Although the freeze is only likely to affect a relatively small number of pension savers initially, a prolonged period of no inflationary increases will mean that more and more individuals may face LTA charges.
With tax charges of up to 55% payable on any excess above the LTA, individuals potentially impacted by this may want to seek advice around their options.
Annual Allowances
There were no changes announced to the annual allowances. The standard annual allowance will remain at £40,000, the money purchase annual allowance will continue to be £4,000 and there are no changes to the tapering of tax relief for high income individuals.
Income tax
Rest of the UK
The income tax Personal Allowance will rise in line with CPI as planned from £12,500 to £12,570 from April 2021, but will then remain at this level until April 2026. The higher rate tax threshold will also increase as previously announced from £50,000 to £50,270 from April 2021 and will also then remain frozen until April 2026.
Maintaining these figures at 2021/22 levels will bring in a significant amount of cash to the Treasury, generating £8bn a year by 2025/26. It is estimated that 1 million more people will pay a higher rate of income tax and 1.3 million people will have to start paying income tax as a direct result of these changes.
Politically however, freezing thresholds rather than increasing rates allows the Conservatives, technically speaking, to claim there is no increase in the rate of income tax, meaning they are not breaking their manifesto commitments.
Scotland
The Scottish Government is able to set income tax rates and bands, excluding setting the Personal Allowance, which remains reserved and is set by the UK Government.
As announced in the Scottish Budget in January, there will be no changes to the Scottish rates of tax.
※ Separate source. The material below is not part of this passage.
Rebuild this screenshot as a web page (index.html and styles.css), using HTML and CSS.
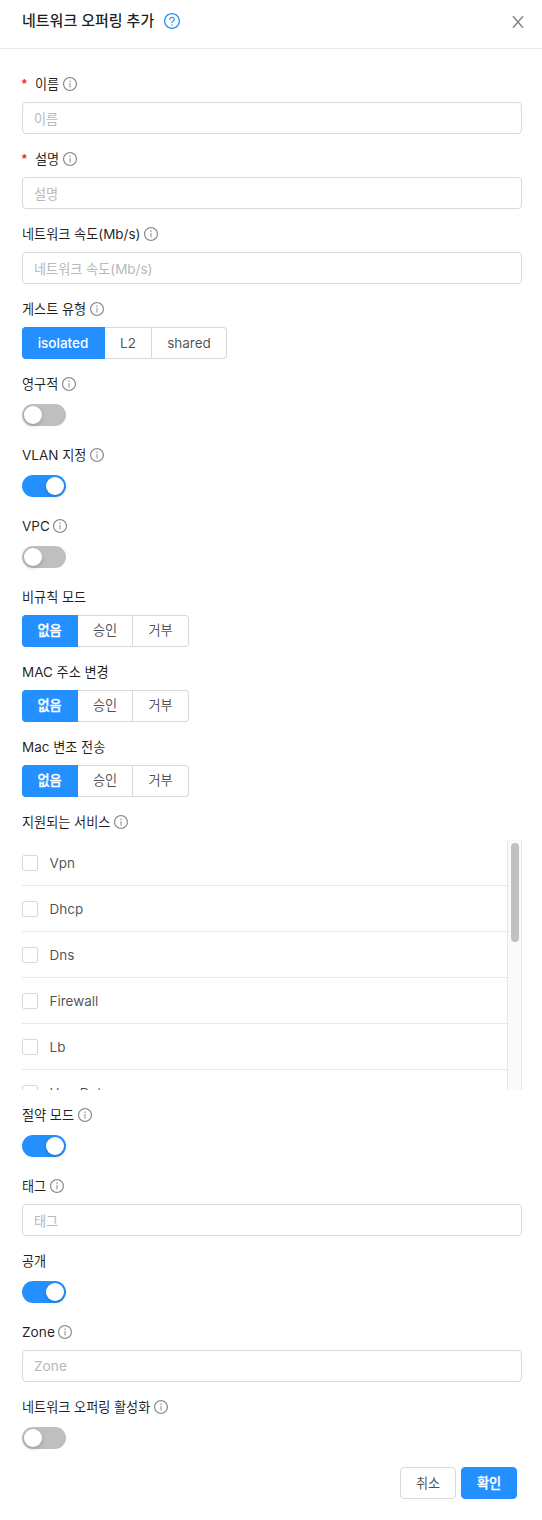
FILE: index.html
```html
<!DOCTYPE html>
<html lang="ko">
<head>
<meta charset="utf-8">
<title>네트워크 오퍼링 추가</title>
<link rel="stylesheet" href="styles.css">
</head>
<body>
<svg class="defs" width="0" height="0">
  <symbol id="info" viewBox="64 64 896 896"><path d="M512 64C264.6 64 64 264.6 64 512s200.600 448 448 448 448-200.600 448-448S759.400 64 512 64zm0 820c-205.400 0-372-166.600-372-372s166.600-372 372-372 372 166.600 372 372-166.600 372-372 372z"/><path d="M464 336a48 48 0 1 0 96 0 48 48 0 1 0-96 0zm72 112h-48c-4.400 0-8 3.600-8 8v272c0 4.400 3.600 8 8 8h48c4.400 0 8-3.600 8-8V456c0-4.400-3.600-8-8-8z"/></symbol>
  <symbol id="question" viewBox="64 64 896 896"><path d="M512 64C264.6 64 64 264.6 64 512s200.600 448 448 448 448-200.600 448-448S759.400 64 512 64zm0 820c-205.400 0-372-166.600-372-372s166.600-372 372-372 372 166.600 372 372-166.600 372-372 372z"/><path d="M623.600 316.700C593.600 290.400 554 276 512 276s-81.600 14.500-111.600 40.700C369.200 344 352 380.700 352 420v7.600c0 4.400 3.600 8 8 8h48c4.400 0 8-3.600 8-8V420c0-44.100 43.100-80 96-80s96 35.900 96 80c0 31.100-22 59.600-56.100 72.700-21.200 8.100-39.200 22.300-52.100 40.900-13.100 19-19.900 41.800-19.900 64.900V620c0 4.400 3.600 8 8 8h48c4.400 0 8-3.600 8-8v-22.700a48.300 48.300 0 0 1 30.900-44.800c59-22.700 97.100-74.700 97.100-132.500.1-39.300-17.100-76-48.300-103.300zM472 732a40 40 0 1 0 80 0 40 40 0 1 0-80 0z"/></symbol>
</svg>
<header class="header">
  <h1 class="title">네트워크 오퍼링 추가</h1>
  <svg class="help"><use href="#question"/></svg>
  <svg class="close" viewBox="0 0 12 12"><path d="M1 .3 11 11.700M11 .3 1 11.700"/></svg>
</header>
<main class="form">
  <div class="item"><div class="label required"><span>이름</span><svg class="info"><use href="#info"/></svg></div><div class="input">이름</div></div>
  <div class="item"><div class="label required"><span>설명</span><svg class="info"><use href="#info"/></svg></div><div class="input">설명</div></div>
  <div class="item"><div class="label"><span>네트워크 속도<span class="latin">(Mb/s)</span></span><svg class="info"><use href="#info"/></svg></div><div class="input"><span>네트워크 속도<span class="latin">(Mb/s)</span></span></div></div>
  <div class="item"><div class="label"><span>게스트 유형</span><svg class="info"><use href="#info"/></svg></div>
    <div class="group guest latin"><span class="option active">isolated</span><span class="option">L2</span><span class="option">shared</span></div></div>
  <div class="item"><div class="label"><span>영구적</span><svg class="info"><use href="#info"/></svg></div><div class="switch"></div></div>
  <div class="item"><div class="label"><span><span class="latin">VLAN</span> 지정</span><svg class="info"><use href="#info"/></svg></div><div class="switch on"></div></div>
  <div class="item"><div class="label"><span class="latin">VPC</span><svg class="info"><use href="#info"/></svg></div><div class="switch"></div></div>
  <div class="item"><div class="label"><span>비규칙 모드</span></div>
    <div class="group mode"><span class="option active">없음</span><span class="option">승인</span><span class="option">거부</span></div></div>
  <div class="item"><div class="label"><span><span class="latin">MAC</span> 주소 변경</span></div>
    <div class="group mode"><span class="option active">없음</span><span class="option">승인</span><span class="option">거부</span></div></div>
  <div class="item"><div class="label"><span><span class="latin">Mac</span> 변조 전송</span></div>
    <div class="group mode"><span class="option active">없음</span><span class="option">승인</span><span class="option">거부</span></div></div>
  <div class="item"><div class="label"><span>지원되는 서비스</span><svg class="info"><use href="#info"/></svg></div>
    <div class="services">
      <ul class="list latin">
        <li><i class="check"></i>Vpn</li>
        <li><i class="check"></i>Dhcp</li>
        <li><i class="check"></i>Dns</li>
        <li><i class="check"></i>Firewall</li>
        <li><i class="check"></i>Lb</li>
        <li><i class="check"></i>UserData</li>
      </ul>
      <div class="track"><div class="thumb"></div></div>
    </div></div>
  <div class="item"><div class="label"><span>절약 모드</span><svg class="info"><use href="#info"/></svg></div><div class="switch on"></div></div>
  <div class="item"><div class="label"><span>태그</span><svg class="info"><use href="#info"/></svg></div><div class="input">태그</div></div>
  <div class="item"><div class="label"><span>공개</span></div><div class="switch on"></div></div>
  <div class="item"><div class="label"><span class="latin zone">Zone</span><svg class="info"><use href="#info"/></svg></div><div class="input latin zone">Zone</div></div>
  <div class="item"><div class="label"><span>네트워크 오퍼링 활성화</span><svg class="info"><use href="#info"/></svg></div><div class="switch"></div></div>
  <footer class="actions"><button class="button">취소</button><button class="button primary">확인</button></footer>
</main>
</body>
</html>
```
FILE: styles.css
```css
* { box-sizing: border-box; }
body {
  margin: 0;
  background: #fff;
  color: rgba(0, 0, 0, .88);
  font: 13.15px/22px Inter, "Noto Sans CJK KR", sans-serif;
}
.defs { position: absolute; }
.latin { font-size: 13.5px; }
.zone { font-size: 13.7px; }
.header {
  display: flex;
  align-items: center;
  height: 49px;
  padding: 0 18px 6px 22px;
  border-bottom: 1px solid #e8e8e8;
}
.title { margin: 0; font-size: 15px; font-weight: 500; line-height: 22px; }
.help { width: 16px; height: 16px; margin-left: 10px; fill: #2490ff; }
.close { width: 12px; height: 12px; margin: 2px 0 0 auto; fill: none; stroke: #858585; stroke-width: 1.5; }
.form { padding: 24px 20px 0 22px; }
.item { margin-bottom: 14px; }
.label { display: flex; align-items: center; height: 22px; margin-bottom: 7px; white-space: nowrap; }
.required::before { content: "*"; width: 13px; color: #f5222d; font: bold 12px/14px "Liberation Sans", sans-serif; }
.info { width: 14px; height: 14px; margin-left: 3.6px; fill: #8c8c8c; }
.input {
  height: 32px;
  padding: 0 11px;
  border: 1px solid #d9d9d9;
  border-radius: 4px;
  color: #b8b8b8;
  line-height: 32px;
}
.input.zone { line-height: 31px; }
.group { display: grid; width: max-content; height: 32px; }
.mode { grid-template-columns: 56px 55px 56px; }
.guest { grid-template-columns: 83px 47px 75px; }
.option {
  border: solid #d9d9d9;
  border-width: 1px 1px 1px 0;
  color: rgba(0, 0, 0, .7);
  line-height: 30px;
  text-align: center;
}
.mode .option { line-height: 29px; }
.option:last-child { border-radius: 0 4px 4px 0; }
.option.active {
  border-color: #2490ff;
  border-radius: 4px 0 0 4px;
  background: #2490ff;
  color: #fff;
  font-weight: 500;
}
.mode .active, .primary { -webkit-text-stroke: .3px #fff; }
.switch {
  display: flex;
  width: 44px;
  height: 22px;
  margin: 9px 0 18px;
  padding: 2px;
  border-radius: 11px;
  background: #bfbfbf;
}
.switch::before { content: ""; width: 18px; height: 18px; border-radius: 50%; background: #fff; box-shadow: 0 2px 4px rgba(0, 35, 11, .2); }
.switch.on { justify-content: flex-end; background: #2490ff; }
.services { display: flex; height: 250px; overflow: hidden; }
.list { flex: 1; margin: 0; padding: 0; list-style: none; color: rgba(0, 0, 0, .7); }
.list li { display: flex; align-items: center; gap: 11.5px; height: 46px; border-bottom: 1px solid #e8e8e8; }
.check { width: 16px; height: 16px; border: 1px solid #d9d9d9; border-radius: 2px; }
.track { width: 15px; height: 250px; padding: 3px; border: solid #e8e8e8; border-width: 0 1px; background: #fafafa; }
.thumb { width: 8px; height: 99px; border-radius: 4px; background: #c1c1c1; }
.actions { display: flex; justify-content: flex-end; gap: 5px; padding-right: 5px; }
.button {
  width: 56px;
  height: 32px;
  padding: 0 0 1px;
  border: 1px solid #d9d9d9;
  border-radius: 4px;
  background: #fff;
  color: rgba(0, 0, 0, .7);
  font: inherit;
}
.primary { border-color: #2490ff; background: #2490ff; color: #fff; font-weight: 500; }
```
All the bands will increase in line with CPI, apart from the top rate which will remain frozen in cash terms.
Income tax rates and bands
Rest of the UK
Tax band | Income Range | Rate |
Personal allowance* | Up to £12,570 | 0% |
Basic Rate | Over £12,570 – £50,270 | 20% |
Higher Rate | Over £50,270 – £150,000 | 40% |
Additional rate | Over £150,000 | 45% |
Scotland
Tax band | Income Range | Rate |
Personal allowance* | Up to £12,570 | 0% |
Starter Rate | Over £12,570 – £14,667 | 19% |
Basic Rate | Over £14,667 – £25,296 | 20% |
Intermediate Rate | Over £25,296 – £43,662 | 21% |
Higher Rate | Over £43,662 – £150,000 | 41% |
Top Rate | Over £150,000 | 46% |
*The Personal Allowance is reduced by £1 for every £2 of income above £100,000. It can go down to zero.
National insurance
As previously announced and legislated for in February 2021, National Insurance thresholds will rise in line with CPI for 2021/22. This will again bring the Upper Earnings Limit (UEL) in line with the ‘rest of the UK’ higher rate income tax threshold. The UEL will then remain aligned with the higher rate tax threshold at £50,270 until April 2026. All other National Insurance thresholds will be considered and set at future fiscal events.
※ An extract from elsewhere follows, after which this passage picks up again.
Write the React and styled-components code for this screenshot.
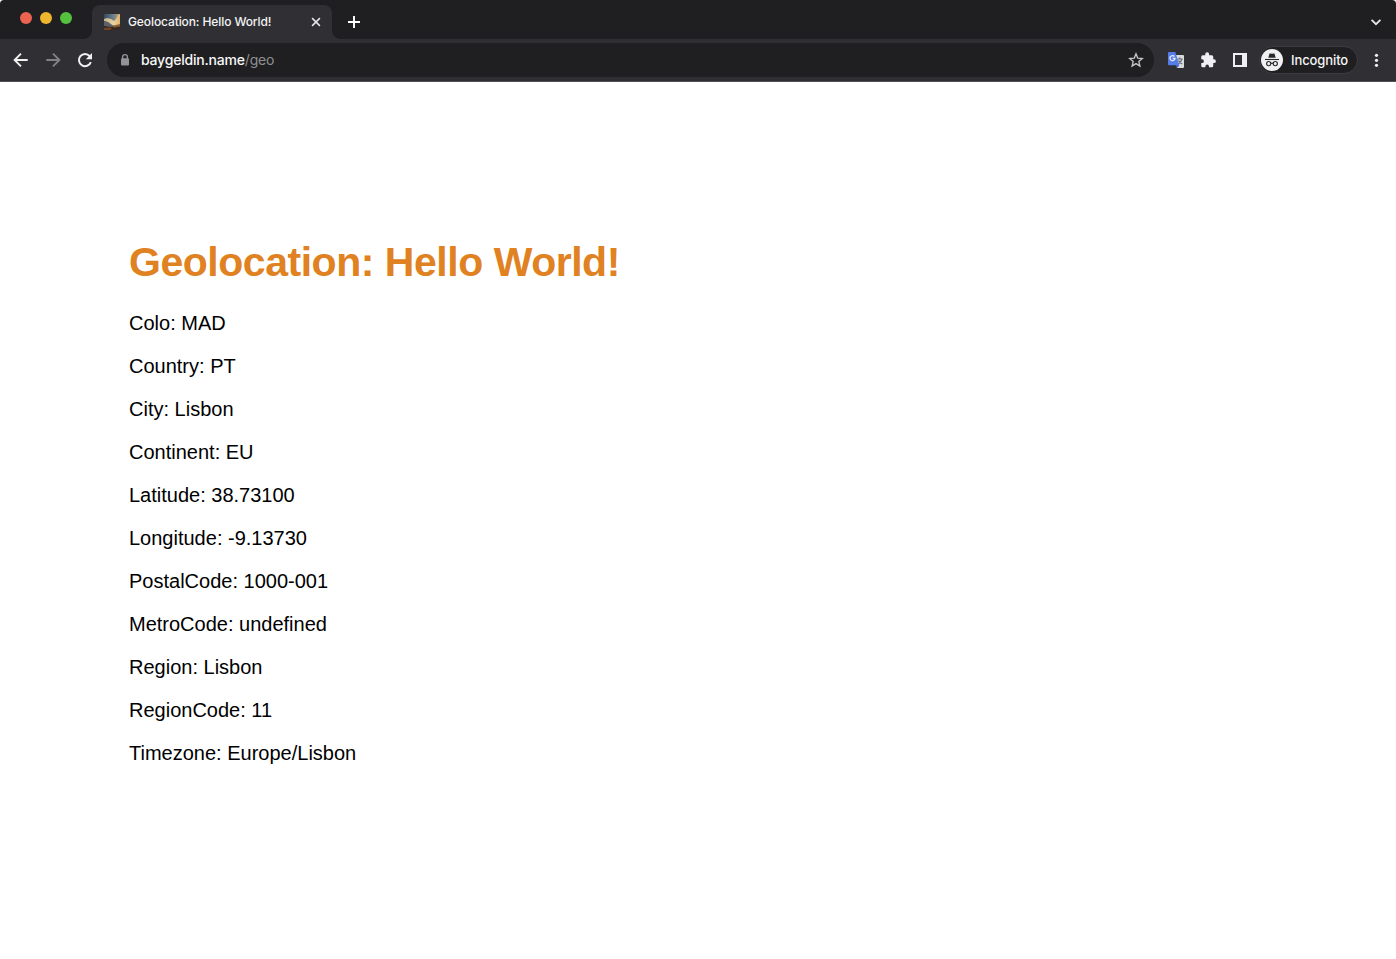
import React from "react";
import styled, { createGlobalStyle } from "styled-components";

const GlobalStyle = createGlobalStyle`
  * { box-sizing: border-box; }
  body { margin: 0; background: #fff; overflow: hidden; }
`;

const Window = styled.div`
  width: 100%;
  height: 100vh;
  display: flex;
  flex-direction: column;
  background: #fff;
  overflow: hidden;
`;

const TabStrip = styled.header`
  height: 39px;
  flex: none;
  display: flex;
  align-items: flex-end;
  padding: 0 10px 0 20px;
  background: #1f1f21;
  border-radius: 4px 4px 0 0;
`;

const TrafficLights = styled.div`
  display: flex;
  gap: 8px;
  width: 72px;
  height: 27px;
`;

const Light = styled.span`
  width: 12px;
  height: 12px;
  border-radius: 50%;
  background: ${(p) => p.$color};
`;

const Tab = styled.div`
  position: relative;
  width: 240px;
  height: 34px;
  display: flex;
  align-items: center;
  padding: 0 10px 0 12px;
  background: #303034;
  border-radius: 8px 8px 0 0;

  &::before,
  &::after {
    content: "";
    position: absolute;
    bottom: 0;
    width: 8px;
    height: 8px;
  }
  &::before {
    left: -8px;
    background: radial-gradient(circle at 0 0, transparent 7.5px, #303034 8px);
  }
  &::after {
    right: -8px;
    background: radial-gradient(circle at 100% 0, transparent 7.5px, #303034 8px);
  }
`;

const TabTitle = styled.span`
  flex: 1;
  margin-left: 8px;
  font: 500 12px/16px Inter, sans-serif;
  letter-spacing: -0.1px;
  color: #f4f4f5;
  white-space: nowrap;
`;

const Icon = styled.svg`
  display: block;
  flex: none;
`;

const StripButton = styled.span`
  display: flex;
  align-items: center;
  height: 34px;
  margin-left: ${(p) => p.$left};
`;

const Toolbar = styled.nav`
  height: 43px;
  flex: none;
  display: flex;
  align-items: center;
  padding: 0 8px 0 11px;
  background: #303034;
  border-bottom: 1px solid #504f53;
`;

const NavButtons = styled.div`
  display: flex;
  gap: 12px;
  width: 96px;
`;

const AddressBar = styled.div`
  width: 1047px;
  height: 34px;
  display: flex;
  align-items: center;
  padding: 0 10px 0 12px;
  border-radius: 17px;
  background: #1f1f21;
`;

const Url = styled.span`
  flex: 1;
  margin-left: 10px;
  font: 500 14px/18px Inter, sans-serif;
  letter-spacing: -0.2px;
  color: #f7f7f8;
`;

const UrlPath = styled.span`
  color: #8f8f93;
  font-weight: 400;
`;

const Extensions = styled.div`
  display: flex;
  gap: 14px;
  margin: 0 10px 0 13px;
`;

const Profile = styled.div`
  width: 99px;
  height: 28px;
  display: flex;
  align-items: center;
  gap: 8px;
  padding-left: 1px;
  border: 1px solid #3d3d41;
  border-radius: 14px;
  background: #1f1f21;
  font: 500 13px/18px Inter, sans-serif;
  letter-spacing: -0.1px;
  color: #f4f4f5;
`;

const Page = styled.main`
  flex: 1;
  padding: 157px 129px 0;
  font-family: "Liberation Sans", Arial, sans-serif;
`;

const Heading = styled.h1`
  margin: 0 0 27px;
  font-size: 41px;
  letter-spacing: -0.47px;
  line-height: 46px;
  color: #e08122;
  white-space: nowrap;
`;

const Detail = styled.p`
  margin: 0 0 20px;
  font-size: 20px;
  line-height: 23px;
  color: #000;
`;

const details = [
  ["Colo", "MAD"],
  ["Country", "PT"],
  ["City", "Lisbon"],
  ["Continent", "EU"],
  ["Latitude", "38.73100"],
  ["Longitude", "-9.13730"],
  ["PostalCode", "1000-001"],
  ["MetroCode", "undefined"],
  ["Region", "Lisbon"],
  ["RegionCode", "11"],
  ["Timezone", "Europe/Lisbon"],
];

const Favicon = () => (
  <Icon width="16" height="16" viewBox="0 0 16 16">
    <defs>
      <linearGradient id="sky" x1="0" y1="0" x2="1" y2="0">
        <stop offset="0" stopColor="#2f4a60" />
        <stop offset=".6" stopColor="#71828a" />
        <stop offset="1" stopColor="#b9a37a" />
      </linearGradient>
      <linearGradient id="cloud" x1="0" y1="0" x2="1" y2="0">
        <stop offset="0" stopColor="#c0b090" />
        <stop offset=".6" stopColor="#ead3a2" />
        <stop offset="1" stopColor="#e0b468" />
      </linearGradient>
    </defs>
    <path d="M0 0h16v16H0z" fill="url(#sky)" />
    <path d="M0 5l3-1 4 1 3 2 2-2 2-4 2-1v11l-4 1-4-1-4-3-4-1z" fill="url(#cloud)" />
    <path d="M0 8l4 .5 4 2.5 3 2-4 1-7-2z" fill="#5d6067" />
    <path d="M0 12l7 1 9-2v5H0z" fill="#38281f" />
    <path d="M0 14l6-.5 2 1L6 16H0z" fill="#704424" />
    <path d="M8 12l8-2v2.5l-6 1z" fill="#8a5f31" />
  </Icon>
);

const ArrowIcon = ({ color, flip }) => (
  <Icon width="20" height="20" viewBox="0 0 20 20">
    <path
      d="M16.7 10H4M10 3.6L3.6 10l6.4 6.4"
      fill="none"
      stroke={color}
      strokeWidth="1.9"
      transform={flip ? "translate(20 0) scale(-1 1)" : undefined}
    />
  </Icon>
);

const ReloadIcon = () => (
  <Icon width="20" height="20" viewBox="0 0 20 20">
    <path d="M15.8 12.1A6.1 6.1 0 1 1 14.7 6.1l1 1.1" fill="none" stroke="#f1f1f2" strokeWidth="2" />
    <path d="M17 3v6.2h-6.2z" fill="#f1f1f2" />
  </Icon>
);

const LockIcon = () => (
  <Icon width="12" height="14" viewBox="0 0 12 14">
    <path d="M3.6 6V4a2.4 2.4 0 0 1 4.8 0v2" fill="none" stroke="#92929a" strokeWidth="1.4" />
    <rect x="2" y="5.2" width="8" height="7.3" rx="1" fill="#92929a" />
  </Icon>
);

const StarIcon = () => (
  <Icon width="16" height="16" viewBox="0 0 16 16">
    <path
      d="M8 1.8l1.7 4.3 4.6.4-3.5 3 1.1 4.5L8 11.6 4.1 14l1.1-4.5-3.5-3 4.6-.4z"
      fill="none"
      stroke="#c8c8ca"
      strokeWidth="1.3"
    />
  </Icon>
);

const TranslateIcon = () => (
  <Icon width="18" height="18" viewBox="0 0 18 18">
    <path d="M7 4h9a1 1 0 0 1 1 1v11a1 1 0 0 1-1 1h-6z" fill="#d9dadd" />
    <path d="M10.2 8h5.3M12.8 6.5V8M15 8c-.4 2-1.7 3.5-3.8 5M11.5 9.5c.8 1.5 2 2.6 3.8 3.6" fill="none" stroke="#5c6973" strokeWidth="1.2" />
    <path d="M2 1h6.3l4 13.2H2a1 1 0 0 1-1-1V2a1 1 0 0 1 1-1z" fill="#557ce8" />
    <path d="M8.6 14.2h3.7L10 17z" fill="#3159c6" />
    <path d="M7.4 5.5A2.5 2.5 0 1 0 8 7.4H5.7" fill="none" stroke="#e8eefc" strokeWidth="1.3" />
  </Icon>
);

const PuzzleIcon = () => (
  <Icon width="18" height="18" viewBox="0 0 24 24">
    <path
      fill="#f0f0f2"
      d="M20 11h-1V7.5a2 2 0 0 0-2-2h-3.5V4.3a2.6 2.6 0 0 0-5.2 0v1.2H5a2 2 0 0 0-2 2V11h1a2.5 2.5 0 0 1 0 5H3v3.5a2 2 0 0 0 2 2h3.5v-1a2.4 2.4 0 0 1 4.8 0v1H17a2 2 0 0 0 2-2V16h1a2.5 2.5 0 0 0 0-5z"
    />
  </Icon>
);

const SidePanelIcon = () => (
  <Icon width="18" height="18" viewBox="0 0 18 18">
    <path d="M2 2h14v14H2zM4 4v10h7V4z" fill="#f0f0f2" fillRule="evenodd" />
  </Icon>
);

const IncognitoIcon = () => (
  <Icon width="22" height="22" viewBox="0 0 22 22">
    <circle cx="11" cy="11" r="11" fill="#f0f0f2" />
    <path d="M7.3 8.8l1.1-3.9q.2-.7.9-.5l1.7.4 1.7-.4q.7-.2.9.5l1.1 3.9z" fill="#29292c" />
    <path d="M4 10.5h14" stroke="#29292c" strokeWidth="1.1" />
    <g fill="none" stroke="#29292c" strokeWidth="1.15">
      <circle cx="7.7" cy="14.6" r="2.1" />
      <circle cx="14.3" cy="14.6" r="2.1" />
      <path d="M9.8 14.4q1.2-.7 2.4 0" />
    </g>
  </Icon>
);

export default function App() {
  return (
    <Window>
      <GlobalStyle />
      <TabStrip>
        <TrafficLights>
          <Light $color="#ec6350" />
          <Light $color="#f0b52f" />
          <Light $color="#55c13f" />
        </TrafficLights>
        <Tab>
          <Favicon />
          <TabTitle>Geolocation: Hello World!</TabTitle>
          <Icon width="12" height="12" viewBox="0 0 12 12">
            <path d="M2.1 2.1l7.8 7.8M9.9 2.1L2.1 9.9" stroke="#e6e6e8" strokeWidth="1.5" />
          </Icon>
        </Tab>
        <StripButton $left="15px">
          <Icon width="14" height="14" viewBox="0 0 14 14">
            <path d="M7 1v12M1 7h12" stroke="#fff" strokeWidth="1.9" />
          </Icon>
        </StripButton>
        <StripButton $left="auto">
          <Icon width="20" height="12" viewBox="0 0 20 12">
            <path d="M5.6 3.8L10 8.2l4.4-4.4" fill="none" stroke="#e8e8ea" strokeWidth="1.8" />
          </Icon>
        </StripButton>
      </TabStrip>
      <Toolbar>
        <NavButtons>
          <ArrowIcon color="#f1f1f2" />
          <ArrowIcon color="#828286" flip />
          <ReloadIcon />
        </NavButtons>
        <AddressBar>
          <LockIcon />
          <Url>
            baygeldin.name<UrlPath>/geo</UrlPath>
          </Url>
          <StarIcon />
        </AddressBar>
        <Extensions>
          <TranslateIcon />
          <PuzzleIcon />
          <SidePanelIcon />
        </Extensions>
        <Profile>
          <IncognitoIcon />
          Incognito
        </Profile>
        <StripButton $left="auto">
          <Icon width="22" height="16" viewBox="0 0 22 16">
            <g fill="#f0f0f2">
              <circle cx="10.5" cy="3.3" r="1.6" />
              <circle cx="10.5" cy="8.3" r="1.6" />
              <circle cx="10.5" cy="13.3" r="1.6" />
            </g>
          </Icon>
        </StripButton>
      </Toolbar>
      <Page>
        <Heading>Geolocation: Hello World!</Heading>
        {details.map(([label, value]) => (
          <Detail key={label}>
            {label}: {value}
          </Detail>
        ))}
      </Page>
    </Window>
  );
}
There is no change to National Insurance rates.
National insurance thresholds
Class 1 national insurance thresholds | Tax year 2021/22 |
Lower earnings limit | £120 per week
£520 per month £6,240 per year
|
Primary threshold | £184 per week
£797 per month £9,568 per year |
Secondary threshold | £170 per week
£737 per month £8,840 per year |
Upper Earnings Limit | £967 per week
£4,189 per month £50,270 per year |
Government will consult again on DC investments and charge cap barriers
As part of its Budget and Plan for Growth, also published on 3 March, the Treasury said it wanted to encourage pension schemes to invest in ‘high-growth companies’ and would seek to make it easier to do so under the current charge cap of 0.75%. The charge cap applies to the default arrangements of defined contribution (DC) workplace pension schemes used for automatic enrolment.
The plan notes that UK companies can still struggle to access capital, and that there remains ‘a largely untapped pool of capital from institutional investors’, particularly DC pension schemes.
Given the above, the Government is intending to consult within the next month on whether certain costs within the charge cap affect pension schemes’ ability to invest in a broader range of assets. This is to ensure pension schemes are not discouraged from such investments and are able to offer the highest possible returns for savers.
It follows a Department for Work and Pensions review, published in January 2021, which looked at the measurement of performance fees and any inhibiting factors of the charge cap to less liquid asset classes.
State Pensions
The 2.5% increase to the State Pension means anyone eligible for a full State Pension will see their weekly payments increase from £175.20 to £179.60 from 6 April.
Those entitled to the older basic State Pension will see their weekly payments increase from £134.25 to £137.60, also a 2.5% increase from April.
Bear in mind the minimum State Pension age has recently increased and is now age 66 with further increases planned.